= Exercise description =
Make an exact copy of the lines, leaving the pictures out.

= Supplied information =
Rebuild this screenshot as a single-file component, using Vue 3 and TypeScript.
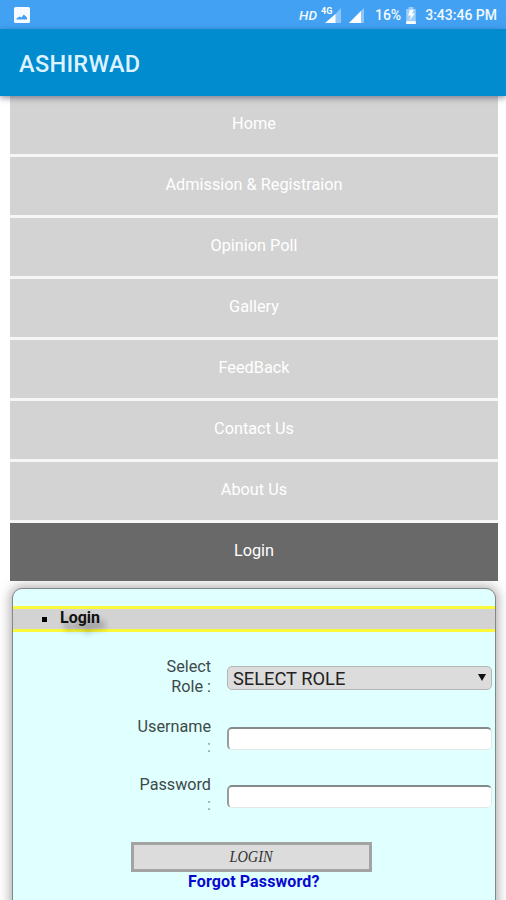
<script setup lang="ts">
import { ref } from 'vue'

const menu: string[] = [
  'Home',
  'Admission & Registraion',
  'Opinion Poll',
  'Gallery',
  'FeedBack',
  'Contact Us',
  'About Us',
  'Login',
]
const active = ref('Login')
const username = ref('')
const password = ref('')
</script>

<template>
  <div class="screen">
    <div class="status">
      <svg class="photo" viewBox="0 0 16 16">
        <rect width="16" height="16" rx="1.5" fill="#f6fbff" />
        <path d="M2.500 12.500V11.500L5.500 9.500l2 1 2.300-3 3.200 3v2z" fill="#42a1f3" />
      </svg>
      <span class="hd">HD</span>
      <svg class="signals" viewBox="0 0 46 20">
        <path d="M20 3v15H6z" fill="#8dc6fa" />
        <path d="M14.500 9v9H4z" fill="#fff" />
        <text x="0" y="8.500" class="net">4G</text>
        <path d="M43 3v15H28z" fill="#8dc6fa" />
        <path d="M40 6v12H28z" fill="#fff" />
      </svg>
      <span class="percent">16%</span>
      <svg class="battery" viewBox="0 0 12 18">
        <path d="M3.500 0h5v2H11v16H1V2h2.500z" fill="#9fd0fa" />
        <path d="M1 15h10v3H1z" fill="#fff" />
        <path d="M9 3H5L3 9h3l-1.500 5L10 7H7z" fill="#fff" />
      </svg>
      <span class="time">3:43:46 PM</span>
    </div>

    <header class="appbar"><h1>ASHIRWAD</h1></header>

    <main>
      <nav>
        <a
          v-for="item in menu"
          :key="item"
          class="item"
          :class="{ active: item === active }"
          @click="active = item"
        >{{ item }}</a>
      </nav>

      <section class="card">
        <div class="band"><span class="bullet"></span><span class="heading">Login</span></div>
        <form @submit.prevent>
          <div class="row role">
            <label>Select<br />Role :</label>
            <div class="select"><span>SELECT ROLE</span><i></i></div>
          </div>
          <div class="row">
            <label>Username<br /><span class="colon">:</span></label>
            <input v-model="username" type="text" />
          </div>
          <div class="row">
            <label>Password<br /><span class="colon">:</span></label>
            <input v-model="password" type="password" />
          </div>
          <button class="submit"><span>LOGIN</span></button>
          <a class="forgot">Forgot Password?</a>
        </form>
      </section>
    </main>
  </div>
</template>

<style>
body {
  margin: 0;
  overflow: hidden;
}
</style>

<style scoped>
.screen {
  width: 506px;
  height: 900px;
  overflow: hidden;
  background: #fff;
  font-family: Roboto, "Liberation Sans", sans-serif;
  display: flex;
  flex-direction: column;
}
.status {
  flex: none;
  height: 29px;
  box-sizing: border-box;
  background: #42a1f3;
  color: #f2f9ff;
  display: flex;
  align-items: center;
  padding: 1px 9px 0 14px;
  font-size: 14px;
  font-weight: 500;
  white-space: nowrap;
}
.photo {
  width: 16px;
  height: 16px;
}
.hd {
  margin-left: auto;
  font-style: italic;
  font-weight: 500;
  font-size: 13.500px;
}
.signals {
  width: 46px;
  height: 20px;
  margin: 0 0 0 4px;
}
.net {
  font-size: 9px;
  font-weight: 700;
  fill: #fff;
}
.percent {
  margin-left: 8px;
}
.battery {
  width: 12px;
  height: 17px;
  margin: 0 8px 0 4px;
}
.appbar {
  flex: none;
  height: 67px;
  background: #008ccf;
  box-shadow: 0 2px 6px rgba(40, 40, 70, 0.5);
  position: relative;
  display: flex;
  align-items: center;
  padding-left: 19px;
}
h1 {
  margin: 2px 0 0;
  font-size: 23.500px;
  line-height: 28px;
  font-weight: 500;
  letter-spacing: 0.3px;
  color: #dff2ff;
}
main {
  padding: 0 8px 0 10px;
}
nav {
  display: flex;
  flex-direction: column;
  gap: 3px;
  background: #f6f6f6;
}
.item {
  height: 58px;
  box-sizing: border-box;
  padding-top: 18px;
  line-height: 20px;
  text-align: center;
  font-size: 16.300px;
  color: #fff;
  background: #d3d3d3;
}
.item.active {
  background: #696969;
}
.card {
  margin: 7px 2px 0 2px;
  height: 340px;
  box-sizing: border-box;
  border: 1px solid #808888;
  border-radius: 10px;
  background: #e0ffff;
  box-shadow: 0 0 11px 2px rgba(100, 90, 95, 0.5);
  padding-top: 17px;
}
.band {
  height: 26px;
  box-sizing: border-box;
  border: solid #fbf83c;
  border-width: 3px 0;
  background: #d3d3d3;
  display: flex;
  align-items: center;
  padding-left: 29px;
}
.bullet {
  width: 5px;
  height: 5px;
  background: #000;
}
.heading {
  margin: -3px 0 0 13px;
  font-size: 16px;
  line-height: 18px;
  font-weight: 700;
  color: #111;
  text-shadow: 5px 7px 6px rgba(0, 0, 0, 0.4);
}
form {
  display: flex;
  flex-direction: column;
  padding: 25px 3px 0 0;
}
.row {
  display: flex;
  justify-content: flex-end;
  align-items: flex-start;
  height: 58px;
}
.row.role {
  height: 60px;
}
label {
  text-align: right;
  font-size: 16.200px;
  line-height: 20px;
  color: #3d4949;
  margin-right: 16px;
}
.colon {
  color: #7b9999;
}
.select {
  width: 265px;
  height: 24px;
  box-sizing: border-box;
  margin-top: 9px;
  border: 1.500px solid #b5b5b5;
  border-radius: 5px;
  background: #dcdcdc;
  display: flex;
  align-items: center;
  justify-content: space-between;
  padding: 2px 5px 0;
  font-size: 18.300px;
  line-height: 20px;
  color: #222;
}
.select i {
  border: solid transparent;
  border-width: 7px 4px 0;
  border-top-color: #111;
  margin-bottom: 4px;
}
input {
  width: 265px;
  height: 23px;
  box-sizing: border-box;
  margin: 10px 0 0;
  padding: 0 5px;
  border: 1px solid #e2e8e8;
  border-top: 2px solid #858b8b;
  border-left: 2px solid #959d9d;
  border-radius: 5px;
  background: #fff;
  font: 16px Roboto, sans-serif;
  outline: none;
}
.submit {
  width: 241px;
  height: 30px;
  margin: 9px 0 0 118px;
  padding: 0;
  border: 3px solid #a3a3a3;
  background: #dcdcdc;
  font: italic 16px "Liberation Serif", serif;
  line-height: 20px;
  color: #333;
}
.submit span {
  display: inline-block;
  transform: scaleX(0.9);
  margin-top: -2px;
}
.forgot {
  align-self: flex-start;
  margin: 0 0 0 175px;
  font-size: 16px;
  line-height: 20px;
  font-weight: 700;
  letter-spacing: 0.12px;
  color: #0808cf;
}
</style>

= Task output =
Rebuild this screenshot as a single-file component, using Vue 3 and TypeScript.
<script setup lang="ts">
import { ref } from 'vue'

const menu: string[] = [
  'Home',
  'Admission & Registraion',
  'Opinion Poll',
  'Gallery',
  'FeedBack',
  'Contact Us',
  'About Us',
  'Login',
]
const active = ref('Login')
const username = ref('')
const password = ref('')
</script>

<template>
  <div class="screen">
    <div class="status">
      <svg class="photo" viewBox="0 0 16 16">
        <rect width="16" height="16" rx="1.5" fill="#f6fbff" />
        <path d="M2.500 12.500V11.500L5.500 9.500l2 1 2.300-3 3.200 3v2z" fill="#42a1f3" />
      </svg>
      <span class="hd">HD</span>
      <svg class="signals" viewBox="0 0 46 20">
        <path d="M20 3v15H6z" fill="#8dc6fa" />
        <path d="M14.500 9v9H4z" fill="#fff" />
        <text x="0" y="8.500" class="net">4G</text>
        <path d="M43 3v15H28z" fill="#8dc6fa" />
        <path d="M40 6v12H28z" fill="#fff" />
      </svg>
      <span class="percent">16%</span>
      <svg class="battery" viewBox="0 0 12 18">
        <path d="M3.500 0h5v2H11v16H1V2h2.500z" fill="#9fd0fa" />
        <path d="M1 15h10v3H1z" fill="#fff" />
        <path d="M9 3H5L3 9h3l-1.500 5L10 7H7z" fill="#fff" />
      </svg>
      <span class="time">3:43:46 PM</span>
    </div>

    <header class="appbar"><h1>ASHIRWAD</h1></header>

    <main>
      <nav>
        <a
          v-for="item in menu"
          :key="item"
          class="item"
          :class="{ active: item === active }"
          @click="active = item"
        >{{ item }}</a>
      </nav>

      <section class="card">
        <div class="band"><span class="bullet"></span><span class="heading">Login</span></div>
        <form @submit.prevent>
          <div class="row role">
            <label>Select<br />Role :</label>
            <div class="select"><span>SELECT ROLE</span><i></i></div>
          </div>
          <div class="row">
            <label>Username<br /><span class="colon">:</span></label>
            <input v-model="username" type="text" />
          </div>
          <div class="row">
            <label>Password<br /><span class="colon">:</span></label>
            <input v-model="password" type="password" />
          </div>
          <button class="submit"><span>LOGIN</span></button>
          <a class="forgot">Forgot Password?</a>
        </form>
      </section>
    </main>
  </div>
</template>

<style>
body {
  margin: 0;
  overflow: hidden;
}
</style>

<style scoped>
.screen {
  width: 506px;
  height: 900px;
  overflow: hidden;
  background: #fff;
  font-family: Roboto, "Liberation Sans", sans-serif;
  display: flex;
  flex-direction: column;
}
.status {
  flex: none;
  height: 29px;
  box-sizing: border-box;
  background: #42a1f3;
  color: #f2f9ff;
  display: flex;
  align-items: center;
  padding: 1px 9px 0 14px;
  font-size: 14px;
  font-weight: 500;
  white-space: nowrap;
}
.photo {
  width: 16px;
  height: 16px;
}
.hd {
  margin-left: auto;
  font-style: italic;
  font-weight: 500;
  font-size: 13.500px;
}
.signals {
  width: 46px;
  height: 20px;
  margin: 0 0 0 4px;
}
.net {
  font-size: 9px;
  font-weight: 700;
  fill: #fff;
}
.percent {
  margin-left: 8px;
}
.battery {
  width: 12px;
  height: 17px;
  margin: 0 8px 0 4px;
}
.appbar {
  flex: none;
  height: 67px;
  background: #008ccf;
  box-shadow: 0 2px 6px rgba(40, 40, 70, 0.5);
  position: relative;
  display: flex;
  align-items: center;
  padding-left: 19px;
}
h1 {
  margin: 2px 0 0;
  font-size: 23.500px;
  line-height: 28px;
  font-weight: 500;
  letter-spacing: 0.3px;
  color: #dff2ff;
}
main {
  padding: 0 8px 0 10px;
}
nav {
  display: flex;
  flex-direction: column;
  gap: 3px;
  background: #f6f6f6;
}
.item {
  height: 58px;
  box-sizing: border-box;
  padding-top: 18px;
  line-height: 20px;
  text-align: center;
  font-size: 16.300px;
  color: #fff;
  background: #d3d3d3;
}
.item.active {
  background: #696969;
}
.card {
  margin: 7px 2px 0 2px;
  height: 340px;
  box-sizing: border-box;
  border: 1px solid #808888;
  border-radius: 10px;
  background: #e0ffff;
  box-shadow: 0 0 11px 2px rgba(100, 90, 95, 0.5);
  padding-top: 17px;
}
.band {
  height: 26px;
  box-sizing: border-box;
  border: solid #fbf83c;
  border-width: 3px 0;
  background: #d3d3d3;
  display: flex;
  align-items: center;
  padding-left: 29px;
}
.bullet {
  width: 5px;
  height: 5px;
  background: #000;
}
.heading {
  margin: -3px 0 0 13px;
  font-size: 16px;
  line-height: 18px;
  font-weight: 700;
  color: #111;
  text-shadow: 5px 7px 6px rgba(0, 0, 0, 0.4);
}
form {
  display: flex;
  flex-direction: column;
  padding: 25px 3px 0 0;
}
.row {
  display: flex;
  justify-content: flex-end;
  align-items: flex-start;
  height: 58px;
}
.row.role {
  height: 60px;
}
label {
  text-align: right;
  font-size: 16.200px;
  line-height: 20px;
  color: #3d4949;
  margin-right: 16px;
}
.colon {
  color: #7b9999;
}
.select {
  width: 265px;
  height: 24px;
  box-sizing: border-box;
  margin-top: 9px;
  border: 1.500px solid #b5b5b5;
  border-radius: 5px;
  background: #dcdcdc;
  display: flex;
  align-items: center;
  justify-content: space-between;
  padding: 2px 5px 0;
  font-size: 18.300px;
  line-height: 20px;
  color: #222;
}
.select i {
  border: solid transparent;
  border-width: 7px 4px 0;
  border-top-color: #111;
  margin-bottom: 4px;
}
input {
  width: 265px;
  height: 23px;
  box-sizing: border-box;
  margin: 10px 0 0;
  padding: 0 5px;
  border: 1px solid #e2e8e8;
  border-top: 2px solid #858b8b;
  border-left: 2px solid #959d9d;
  border-radius: 5px;
  background: #fff;
  font: 16px Roboto, sans-serif;
  outline: none;
}
.submit {
  width: 241px;
  height: 30px;
  margin: 9px 0 0 118px;
  padding: 0;
  border: 3px solid #a3a3a3;
  background: #dcdcdc;
  font: italic 16px "Liberation Serif", serif;
  line-height: 20px;
  color: #333;
}
.submit span {
  display: inline-block;
  transform: scaleX(0.9);
  margin-top: -2px;
}
.forgot {
  align-self: flex-start;
  margin: 0 0 0 175px;
  font-size: 16px;
  line-height: 20px;
  font-weight: 700;
  letter-spacing: 0.12px;
  color: #0808cf;
}
</style>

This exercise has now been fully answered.